■ EXERCISE INSTRUCTIONS
Copy the lines of the data below exactly, starting at the first and stopping after the line that contains "import React from"; include no pictures.

▬▬▬

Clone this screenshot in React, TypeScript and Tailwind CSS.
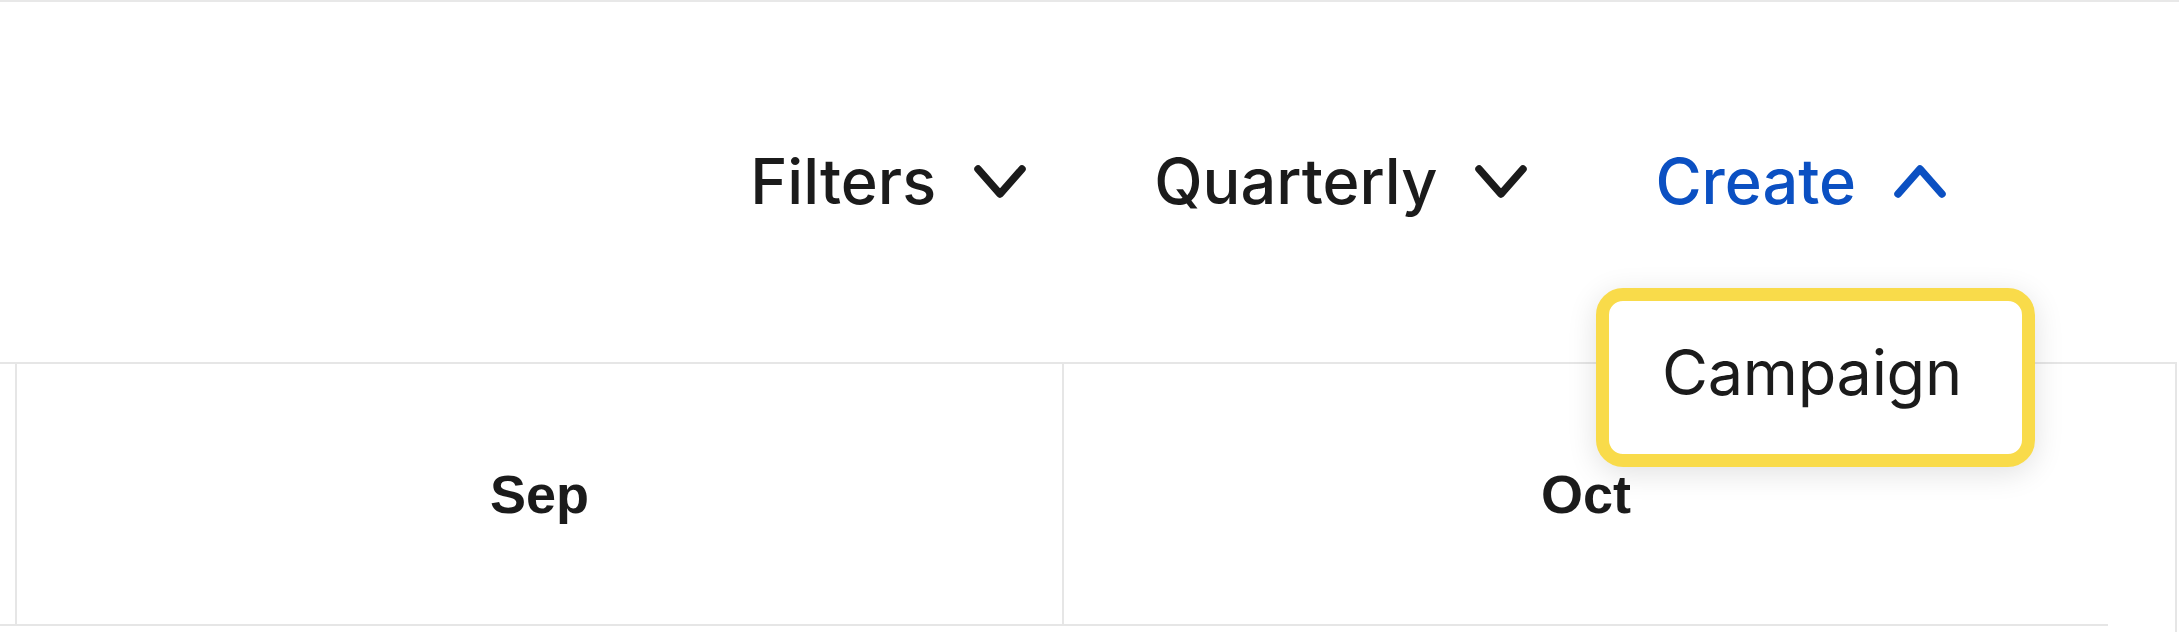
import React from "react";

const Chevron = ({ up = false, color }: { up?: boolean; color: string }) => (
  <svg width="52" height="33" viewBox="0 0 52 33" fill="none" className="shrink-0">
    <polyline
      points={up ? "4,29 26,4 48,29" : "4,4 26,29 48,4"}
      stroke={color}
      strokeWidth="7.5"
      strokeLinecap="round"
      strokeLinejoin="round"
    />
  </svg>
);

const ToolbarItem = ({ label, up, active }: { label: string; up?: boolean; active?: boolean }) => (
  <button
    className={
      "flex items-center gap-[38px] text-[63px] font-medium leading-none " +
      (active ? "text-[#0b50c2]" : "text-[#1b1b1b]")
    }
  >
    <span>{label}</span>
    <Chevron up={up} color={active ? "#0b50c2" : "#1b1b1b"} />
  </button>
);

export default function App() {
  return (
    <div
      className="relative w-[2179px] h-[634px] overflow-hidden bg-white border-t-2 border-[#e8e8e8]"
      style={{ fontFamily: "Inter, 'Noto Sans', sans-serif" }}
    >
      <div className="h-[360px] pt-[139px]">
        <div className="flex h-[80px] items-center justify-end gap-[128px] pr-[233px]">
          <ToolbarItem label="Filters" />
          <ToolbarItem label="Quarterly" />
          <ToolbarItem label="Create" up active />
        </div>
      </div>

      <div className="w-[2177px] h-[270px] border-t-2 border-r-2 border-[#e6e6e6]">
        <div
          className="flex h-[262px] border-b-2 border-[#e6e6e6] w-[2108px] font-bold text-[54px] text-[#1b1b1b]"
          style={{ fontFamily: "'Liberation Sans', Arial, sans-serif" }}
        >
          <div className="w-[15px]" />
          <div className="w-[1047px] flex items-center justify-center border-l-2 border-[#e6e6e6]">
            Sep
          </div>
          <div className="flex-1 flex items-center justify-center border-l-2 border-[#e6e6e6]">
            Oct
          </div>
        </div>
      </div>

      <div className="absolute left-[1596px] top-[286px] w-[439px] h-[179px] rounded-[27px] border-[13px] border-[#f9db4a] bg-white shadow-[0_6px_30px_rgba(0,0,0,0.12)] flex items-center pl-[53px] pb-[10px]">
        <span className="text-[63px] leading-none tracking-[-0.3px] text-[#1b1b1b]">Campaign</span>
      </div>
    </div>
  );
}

▬▬▬

■ RESPONSE TO THE EXERCISE
Clone this screenshot in React, TypeScript and Tailwind CSS.
import React from "react";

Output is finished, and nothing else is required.